The second phase of The Longest Table Initiative will be Sunday, June 26 at 5:30 p.m. Citizens will engage in a community event to share a meal and their experiences with each other.
In over 100 public spaces and homes around the community, conversations will be broken up into smaller dinners of 6-8 citizens.
Community relations coordinator for the Mayor’s office Jamerson Van Pelt said the smaller dinners will help bring the community together on possible solutions to the issues.
“We want to make sure that we continue the important conversations that took place last October about issues and opportunities facing our community. These smaller dinners will allow us to further break down the silos that divide us and help us to see each other on a more human level,” Van Pelt said.
With the help of Leon County Government, The Village Square and Leadership Tallahassee and the City of Tallahassee, Tallahassee received a $57,250 grant from the Knight Foundation to expand The Longest Table Initiative, according to the Knight Foundation.
After the application was submitted to the Mayor’s office in January, the City of Tallahassee was selected out of 4,500 applications.
Beginning last October, The Longest Table Initiative brought out hundreds of people to sit down for a meal, tables stretched across the middle of Park Avenue. Van Pelt knew this was something Tallahassee wanted to continue.
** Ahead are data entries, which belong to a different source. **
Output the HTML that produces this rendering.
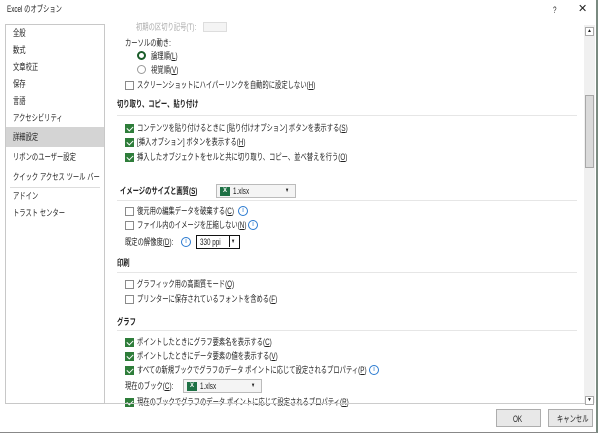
<!DOCTYPE html><html><head><meta charset="utf-8"><style>
*{margin:0;padding:0;box-sizing:border-box}
body{width:600px;height:433px;background:#fff;font-family:"Liberation Sans","Noto Sans CJK JP",sans-serif;font-size:9px;color:#222;position:relative;overflow:hidden}
.a{position:absolute;white-space:nowrap;line-height:12px;transform:scaleX(0.7);transform-origin:0 0}
.win{position:absolute;left:0;top:0;width:598px;height:433px;background:#fff;border-right:2px solid #7a8a80;border-bottom:1px solid #888}
.left{position:absolute;left:5px;top:24px;width:100px;height:380px;border:1px solid #c8c8c8;background:#fff}
.cb{position:absolute;width:9px;height:9px;border:1px solid #8a8a8a;background:#fff}
.cb.on{background:#2e7d3a;border-color:#2e7d3a}
.cb.on:after{content:"";position:absolute;left:2px;top:0px;width:3px;height:5px;border:solid #fff;border-width:0 1.5px 1.5px 0;transform:rotate(45deg)}
.hd{font-weight:bold}
.ln{position:absolute;left:117px;width:460px;height:1px;background:#e6e6e6}
.i{position:absolute;width:10px;height:10px;border:1px solid #2a7ad0;border-radius:50%;color:#2a7ad0;font-size:7px;text-align:center;line-height:8px;background:#fff}
.dd{position:absolute;height:14px;border:1px solid #bbb;background:#f4f4f4}
.xl{position:absolute;left:3px;top:2px;width:10px;height:9px;background:#1e7145;color:#fff;font-size:6px;line-height:9px;text-align:center;font-weight:bold}
.btn{position:absolute;top:409px;height:18px;width:45px;border:1px solid #adadad;background:#e8e8e8}
.btn .a{top:3px}
u{text-decoration:underline}
</style></head><body>
<div class="win"></div>
<div class="a" style="left:7px;top:3px">Excel のオプション</div>
<div class="a" style="left:553px;top:4px">?</div>
<div class="a" style="left:578px;top:3px;font-size:11px;transform:none">✕</div>
<div class="left"></div>
<div style="position:absolute;left:6px;top:127px;width:98px;height:20px;background:#d4d4d4"></div>
<div style="position:absolute;left:10px;top:187px;width:90px;height:1px;background:#ddd"></div>
<div class="a" style="left:13px;top:27px">全般</div>
<div class="a" style="left:13px;top:44px">数式</div>
<div class="a" style="left:13px;top:61px">文章校正</div>
<div class="a" style="left:13px;top:78px">保存</div>
<div class="a" style="left:13px;top:95px">言語</div>
<div class="a" style="left:13px;top:112px">アクセシビリティ</div>
<div class="a" style="left:13px;top:131px">詳細設定</div>
<div class="a" style="left:13px;top:151px">リボンのユーザー設定</div>
<div class="a" style="left:13px;top:171px">クイック アクセス ツール バー</div>
<div class="a" style="left:13px;top:190px">アドイン</div>
<div class="a" style="left:13px;top:207px">トラスト センター</div>
<div style="position:absolute;left:584px;top:25px;width:11px;height:378px;background:#f0f0f0"></div>
<div style="position:absolute;left:585px;top:27px;width:9px;height:9px;border:1px solid #aaa;background:#fff;font-size:5px;text-align:center;line-height:7px">▲</div>
<div style="position:absolute;left:585px;top:95px;width:9px;height:73px;border:1px solid #a8a8a8;background:#dadada"></div>
<div style="position:absolute;left:585px;top:396px;width:9px;height:9px;border:1px solid #aaa;background:#fff;font-size:5px;text-align:center;line-height:7px">▼</div>
<div class="a" style="left:136px;top:21px;color:#aaa">初期の区切り記号(T):</div>
<div style="position:absolute;left:203px;top:22px;width:24px;height:10px;border:1px solid #ddd;background:#f4f4f4"></div>
<div class="a" style="left:125px;top:37px">カーソルの動き:</div>
<div style="position:absolute;left:137px;top:51px;width:9px;height:9px;border:2.5px solid #1a5c2a;border-radius:50%"></div>
<div class="a" style="left:151px;top:50px">論理順(<u>L</u>)</div>
<div style="position:absolute;left:137px;top:65px;width:9px;height:9px;border:1px solid #999;border-radius:50%"></div>
<div class="a" style="left:151px;top:64px">視覚順(<u>V</u>)</div>
<div class="cb" style="left:125px;top:81px"></div><div class="a" style="left:137px;top:79px">スクリーンショットにハイパーリンクを自動的に設定しない(<u>H</u>)</div>
<div class="a hd" style="left:117px;top:98px">切り取り、コピー、貼り付け</div><div class="ln" style="top:115px"></div>
<div class="cb on" style="left:125px;top:124px"></div><div class="a" style="left:137px;top:122px">コンテンツを貼り付けるときに [貼り付けオプション] ボタンを表示する(<u>S</u>)</div>
<div class="cb on" style="left:125px;top:138px"></div><div class="a" style="left:137px;top:136px">[挿入オプション] ボタンを表示する(<u>H</u>)</div>
<div class="cb on" style="left:125px;top:153px"></div><div class="a" style="left:137px;top:151px">挿入したオブジェクトをセルと共に切り取り、コピー、並べ替えを行う(<u>O</u>)</div>
<div class="a hd" style="left:120px;top:185px">イメージのサイズと画質(<u>S</u>)</div>
<div class="dd" style="left:216px;top:184px;width:80px"><div class="xl">X</div><span class="a" style="left:16px;top:0px">1.xlsx</span><span class="a" style="left:68px;top:0;font-size:6px">▼</span></div>
<div class="ln" style="top:200px"></div>
<div class="cb" style="left:125px;top:207px"></div><div class="a" style="left:137px;top:205px">復元用の編集データを破棄する(<u>C</u>)</div><div class="i" style="left:238px;top:206px">i</div>
<div class="cb" style="left:125px;top:221px"></div><div class="a" style="left:137px;top:219px">ファイル内のイメージを圧縮しない(<u>N</u>)</div><div class="i" style="left:248px;top:220px">i</div>
<div class="a" style="left:125px;top:236px">既定の解像度(<u>D</u>):</div><div class="i" style="left:181px;top:237px">i</div>
<div style="position:absolute;left:196px;top:235px;width:44px;height:14px;border:1.5px solid #111;background:#fff"><span class="a" style="left:3px;top:0">330 ppi</span><span style="position:absolute;left:32px;top:0;width:1px;height:11px;background:#111"></span><span class="a" style="left:34px;top:0;font-size:6px">▼</span></div>
<div class="a hd" style="left:117px;top:257px">印刷</div><div class="ln" style="top:272px"></div>
<div class="cb" style="left:125px;top:280px"></div><div class="a" style="left:137px;top:278px">グラフィック用の高画質モード(<u>Q</u>)</div>
<div class="cb" style="left:125px;top:295px"></div><div class="a" style="left:137px;top:293px">プリンターに保存されているフォントを含める(<u>F</u>)</div>
<div class="a hd" style="left:117px;top:316px">グラフ</div><div class="ln" style="top:330px"></div>
<div class="cb on" style="left:125px;top:338px"></div><div class="a" style="left:137px;top:336px">ポイントしたときにグラフ要素名を表示する(<u>C</u>)</div>
<div class="cb on" style="left:125px;top:352px"></div><div class="a" style="left:137px;top:350px">ポイントしたときにデータ要素の値を表示する(<u>V</u>)</div>
<div class="cb on" style="left:125px;top:366px"></div><div class="a" style="left:137px;top:364px">すべての新規ブックでグラフのデータ ポイントに応じて設定されるプロパティ(<u>P</u>)</div><div class="i" style="left:369px;top:365px">i</div>
<div class="a" style="left:125px;top:380px">現在のブック(<u>C</u>):</div>
<div class="dd" style="left:183px;top:379px;width:79px"><div class="xl">X</div><span class="a" style="left:16px;top:0">1.xlsx</span><span class="a" style="left:67px;top:0;font-size:6px">▼</span></div>
<div class="cb on" style="left:125px;top:398px"></div><div class="a" style="left:137px;top:396px">現在のブックでグラフのデータ ポイントに応じて設定されるプロパティ(<u>R</u>)</div>
<div style="position:absolute;left:105px;top:403px;width:480px;height:1px;background:#ccc"></div>
<div class="btn" style="left:496px"><span class="a" style="left:16px">OK</span></div>
<div class="btn" style="left:548px"><span class="a" style="left:8px">キャンセル</span></div>
</body></html>
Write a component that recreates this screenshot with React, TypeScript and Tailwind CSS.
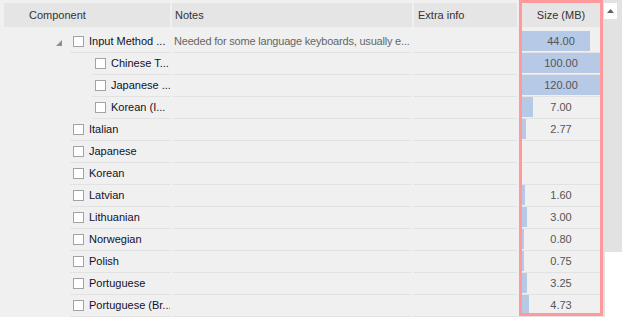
import React from 'react';

type Row = { name: string; level?: number; expander?: boolean; notes?: string; size?: string; bar?: number };

const ROWS: Row[] = [
  { name: 'Input Method ...', expander: true, notes: 'Needed for some language keyboards, usually e...', size: '44.00', bar: 71 },
  { name: 'Chinese T...', level: 1, size: '100.00', bar: 84 },
  { name: 'Japanese ...', level: 1, size: '120.00', bar: 84 },
  { name: 'Korean (I...', level: 1, size: '7.00', bar: 14 },
  { name: 'Italian', size: '2.77', bar: 7 },
  { name: 'Japanese' },
  { name: 'Korean' },
  { name: 'Latvian', size: '1.60', bar: 6 },
  { name: 'Lithuanian', size: '3.00', bar: 8 },
  { name: 'Norwegian', size: '0.80', bar: 5 },
  { name: 'Polish', size: '0.75', bar: 5 },
  { name: 'Portuguese', size: '3.25', bar: 8 },
  { name: 'Portuguese (Br...', size: '4.73', bar: 10 },
];

function Checkbox() {
  return <span className="w-[11px] h-[11px] shrink-0 border border-[#a3a3a3] bg-white" />;
}

export default function App() {
  return (
    <div
      className="relative w-[622px] h-[317px] overflow-hidden bg-[#f0f0f0] flex text-[11px] leading-none"
      style={{ fontFamily: '"Liberation Sans", Arial, sans-serif' }}
    >
      <div className="w-[603px] shrink-0 pt-[3px] pl-[4px]">
        {/* header */}
        <div className="flex gap-[2px] h-[24px] text-[#333333]">
          <div className="w-[166px] bg-[#e5e5e5] flex items-center pl-[25px]">Component</div>
          <div className="w-[240px] bg-[#e5e5e5] flex items-center pl-[3px]">Notes</div>
          <div className="w-[103px] bg-[#e5e5e5] flex items-center pl-[4px]">Extra info</div>
          <div className="w-[84px] bg-[#e5e5e5] flex items-center justify-center">Size (MB)</div>
        </div>

        <div className="mt-[4px]">
          {ROWS.map((r, i) => (
            <div key={i} className="flex gap-[2px] h-[22px]">
              <div className="w-[166px] flex">
                <div className={`${r.level ? 'w-[88px]' : 'w-[66px]'} shrink-0 flex items-center justify-end pr-[8px]`}>
                  {r.expander && (
                    <svg width="6" height="6" viewBox="0 0 6 6" className="mt-[2px]">
                      <polygon points="6,0 6,6 0,6" fill="#8e8e8e" />
                    </svg>
                  )}
                </div>
                <div className="flex-1 flex items-center gap-[5px] pl-[3px] border-b border-[#e2e2e2] text-[#10102a] whitespace-nowrap overflow-hidden">
                  <Checkbox />
                  <span>{r.name}</span>
                </div>
              </div>
              <div className="w-[240px] flex items-center pl-[2px] border-b border-[#e2e2e2] text-[#666666] tracking-[-0.2px] whitespace-nowrap overflow-hidden">
                {r.notes}
              </div>
              <div className="w-[103px] border-b border-[#e2e2e2]" />
              <div className="w-[84px] relative border-b border-[#e2e2e2] flex items-center justify-center text-[#555555]">
                {r.bar ? <div className="absolute left-0 top-0 h-[20px] bg-[#b6c9e6]" style={{ width: r.bar }} /> : null}
                <span className="relative">{r.size}</span>
              </div>
            </div>
          ))}
        </div>
      </div>

      {/* scrollbar */}
      <div className="w-[19px] shrink-0 bg-[#e2e2e2] flex flex-col">
        <div className="mt-[3px] ml-[1px] w-[13px] h-[16px] bg-white flex items-center justify-center">
          <svg width="7" height="4" viewBox="0 0 7 4">
            <polygon points="3.5,0 7,4 0,4" fill="#606060" />
          </svg>
        </div>
        <div className="flex-1" />
        <div className="h-[65px] ml-[2px] bg-white" />
      </div>

      {/* highlight */}
      <div className="absolute left-[519px] top-0 w-[84px] h-[316px] border-[3px] border-[#ff999b]" />
    </div>
  );
}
“We saw a huge outpouring of support from the last event. Citizens immediately wanted to get involved and begin planning for the next phase,” Van Pelt said.
Other communities from across the country such as St. Louis, Baltimore and the Treasurer of the State of Indiana, asked Tallahassee how to start their own version of the initiative.
The Knight Foundation acknowledges The Longest Table Initiative as part of its Creative Cities Challenge to help break down barriers which in communities nationwide. They fund projects of all sizes to advance their goal of promoting informed and engaged communities to support a healthy democracy.
With the funds awarded by the Knight Foundation, the City of Tallahassee can continue to move forward, creating diversity and mending economic and demographic segregation.
"We are very excited about the next phase of the Longest Table,” Mayor Gillum said. “This community-driven initiative is helping to create a positive movement in our community that is breaking down silos, and allowing citizens from different walks of life to build meaningful connections."